The Tunisian Call movement did not participate in the October 2011 elections, which saw Ennahda win a majority. The movement, however, become the main opposition party after the middle of June 2012 after it was formed by a combination of liberal and leftist groups, despite accusations that it had close links to figures and supporters of the old regime.

Meanwhile, three Tunisian political parties announced the formation of a new political coalition over the weekend. The coalition includes the Republican Party led by Ahmed Nejib Chebbi, the Democratic Alliance Party led by Mohamed Hamedi, and the Mouvement Echaâb led by Zouhair Maghzaoui.

The leaders of the three parties confirmed on Sunday they had reached a “consensus on the major issues, while some technical issues related to the legislative and presidential election remained unresolved.”

The three claimed that the new centrist alliance will challenge the current dominance of Tunisia’s political scene by the Tunisian Call and Ennahda movements.

Hisham Azlouk, a leading member of the Mouvement Echaâb, told Asharq Al-Awsat that negotiations between the three parties go back a few months, and that the aim of this political front is to create a coalition capable of breaking the monopoly of Tunisian Call and Ennahda, and to support the aims of the revolution.
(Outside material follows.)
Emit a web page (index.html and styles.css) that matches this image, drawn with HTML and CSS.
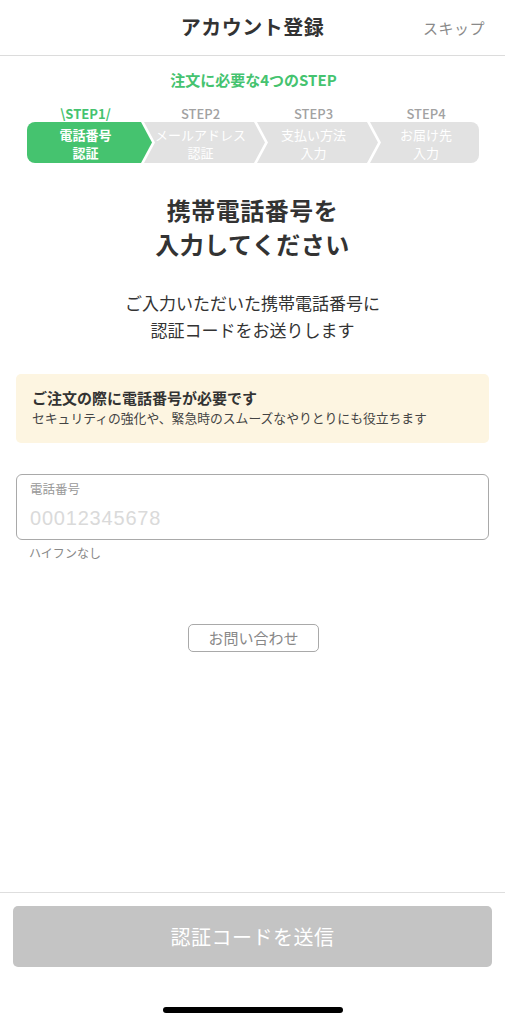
FILE: index.html
```html
<!DOCTYPE html>
<html lang="ja">
<head>
<meta charset="utf-8">
<link rel="stylesheet" href="styles.css">
</head>
<body>
<div class="page">
  <header class="header">
    <h1 class="header-title">アカウント登録</h1>
    <span class="header-skip">スキップ</span>
  </header>

  <main class="content">
    <p class="steps-title">注文に必要な4つのSTEP</p>
    <div class="steps">
      <div class="step step-first step-active">
        <div class="step-label">\STEP1/</div>
        <div class="step-box">電話番号<br>認証</div>
      </div>
      <div class="step step-mid">
        <div class="step-label">STEP2</div>
        <div class="step-box">メールアドレス<br>認証</div>
      </div>
      <div class="step step-mid">
        <div class="step-label">STEP3</div>
        <div class="step-box">支払い方法<br>入力</div>
      </div>
      <div class="step step-last">
        <div class="step-label">STEP4</div>
        <div class="step-box">お届け先<br>入力</div>
      </div>
    </div>

    <h2 class="heading">携帯電話番号を<br>入力してください</h2>
    <p class="lead">ご入力いただいた携帯電話番号に<br>認証コードをお送りします</p>

    <div class="notice">
      <p class="notice-title">ご注文の際に電話番号が必要です</p>
      <p class="notice-body">セキュリティの強化や、緊急時のスムーズなやりとりにも役立ちます</p>
    </div>

    <label class="field">
      <span class="field-label">電話番号</span>
      <input class="field-input" type="tel" placeholder="00012345678">
    </label>
    <p class="field-hint">ハイフンなし</p>

    <div class="contact-wrap">
      <button class="contact-btn" type="button">お問い合わせ</button>
    </div>
  </main>

  <footer class="footer">
    <button class="submit-btn" type="button">認証コードを送信</button>
    <div class="home-indicator"></div>
  </footer>
</div>
</body>
</html>
```

FILE: styles.css
```css
* { box-sizing: border-box; }
html, body { margin: 0; padding: 0; background: #fff; }
body {
  font-family: "Noto Sans CJK JP", "Noto Sans", sans-serif;
  color: #333;
}
p, h1, h2 { margin: 0; }

.page {
  width: 505px;
  height: 1024px;
  display: flex;
  flex-direction: column;
}

/* Header */
.header {
  height: 56px;
  border-bottom: 1px solid #dcdcdc;
  display: flex;
  align-items: center;
  justify-content: center;
  position: relative;
  padding-bottom: 2px;
}
.header-title {
  font-size: 20px;
  font-weight: 700;
  color: #333;
  letter-spacing: 0.5px;
}
.header-skip {
  position: absolute;
  right: 20px;
  top: 17px;
  font-size: 15px;
  color: #8a8a8a;
  letter-spacing: 0.5px;
}

/* Content */
.content {
  flex: 1;
  display: flex;
  flex-direction: column;
  padding: 0 16px;
}
.steps-title {
  margin-top: 14px;
  line-height: 20px;
  font-size: 15px;
  font-weight: 700;
  color: #45c36f;
  text-align: center;
  padding-left: 2px;
}

.steps {
  margin: 16px 0 0 11px;
  display: flex;
}
.step {
  display: flex;
  flex-direction: column;
  margin-left: -8px;
  width: 121px;
}
.step-first { margin-left: 0; width: 125px; }
.step-last { width: 109px; }

.step-label {
  height: 16px;
  line-height: 16px;
  font-size: 13px;
  font-weight: 500;
  color: #a2a2a2;
  text-align: center;
}
.step-active .step-label { color: #45c36f; font-weight: 700; }

.step-box {
  height: 41px;
  padding-top: 4px;
  background: #e2e2e2;
  color: #fff;
  font-size: 13px;
  line-height: 18px;
  text-align: center;
}
.step-active .step-box {
  background: #45c36f;
  font-weight: 700;
}
.step-first .step-label, .step-first .step-box { padding-right: 8px; }
.step-mid .step-label, .step-mid .step-box { padding-right: 8px; }
.step-last .step-label, .step-last .step-box { padding-left: 3px; }

.step-first .step-box {
  border-radius: 8px 0 0 8px;
  clip-path: polygon(0 0, calc(100% - 11px) 0, 100% 50%, calc(100% - 11px) 100%, 0 100%);
}
.step-mid .step-box {
  clip-path: polygon(0 0, calc(100% - 11px) 0, 100% 50%, calc(100% - 11px) 100%, 0 100%, 11px 50%);
}
.step-last .step-box {
  border-radius: 0 8px 8px 0;
  clip-path: polygon(0 0, 100% 0, 100% 100%, 0 100%, 11px 50%);
}

.heading {
  margin-top: 30px;
  font-size: 24px;
  line-height: 34px;
  font-weight: 700;
  text-align: center;
  color: #333;
  letter-spacing: 0.5px;
}
.lead {
  margin-top: 28px;
  font-size: 17px;
  line-height: 27px;
  text-align: center;
  color: #333;
}

.notice {
  margin-top: 31px;
  background: #fdf5e1;
  border-radius: 5px;
  padding: 13px 16px 16px;
}
.notice-title {
  font-size: 15px;
  line-height: 22px;
  font-weight: 700;
  color: #333;
}
.notice-body {
  font-size: 12.8px;
  line-height: 18px;
  color: #444;
}

.field {
  margin-top: 31px;
  height: 66px;
  border: 1.5px solid #a9a9a9;
  border-radius: 6px;
  padding: 6px 13px 0;
  display: flex;
  flex-direction: column;
}
.field-label {
  font-size: 12.5px;
  line-height: 16px;
  color: #999;
}
.field-input {
  margin-top: 8px;
  border: none;
  outline: none;
  padding: 0;
  height: 26px;
  font-family: "Liberation Sans", "Noto Sans", sans-serif;
  font-size: 20px;
  color: #333;
  background: transparent;
  letter-spacing: 0.8px;
}
.field-input::placeholder { color: #dadada; }

.field-hint {
  margin-top: 5px;
  padding-left: 13px;
  font-size: 12px;
  line-height: 16px;
  color: #888;
}

.contact-wrap {
  margin-top: 63px;
  display: flex;
  justify-content: center;
}
.contact-btn {
  width: 131px;
  height: 28px;
  margin-left: 2px;
  border: 1.5px solid #a9a9a9;
  border-radius: 5px;
  background: #fff;
  font-family: "Noto Sans CJK JP", sans-serif;
  font-size: 15px;
  color: #888;
  padding: 0;
  line-height: 24px;
}

/* Footer */
.footer {
  height: 132px;
  border-top: 1px solid #dedede;
  display: flex;
  flex-direction: column;
  align-items: center;
  padding-top: 13px;
}
.submit-btn {
  width: 479px;
  height: 61px;
  border: none;
  border-radius: 5px;
  background: #c4c4c4;
  color: #fff;
  font-family: "Noto Sans CJK JP", sans-serif;
  font-size: 20px;
  letter-spacing: 0.5px;
}
.home-indicator {
  margin-top: 40px;
  width: 180px;
  height: 6px;
  border-radius: 3px;
  background: #000;
}
```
He added that the negotiations were continuing in order to finalize common positions. Azlouk also said that the issue of the nomination of the Republican Party’s Chebbi for the presidency has not been decided, and each party had its own candidate at this current time, but that “we will agree on one candidate to represent the new coalition in order to fight the presidential elections.”

The Republican Party withdrew from the Union pour la Tunisie coalition led by Sebsi. Despite not giving reasons for the withdrawal, observers of the relationship between Sebsi and Chebbi said they expected the two to be rival candidates in the next presidential elections.

Sebsi’s announcement of his intention to run for president caught the five parties in the Union pour la Tunisie coalition by surprise, including the Republican Party, which subsequently withdrew.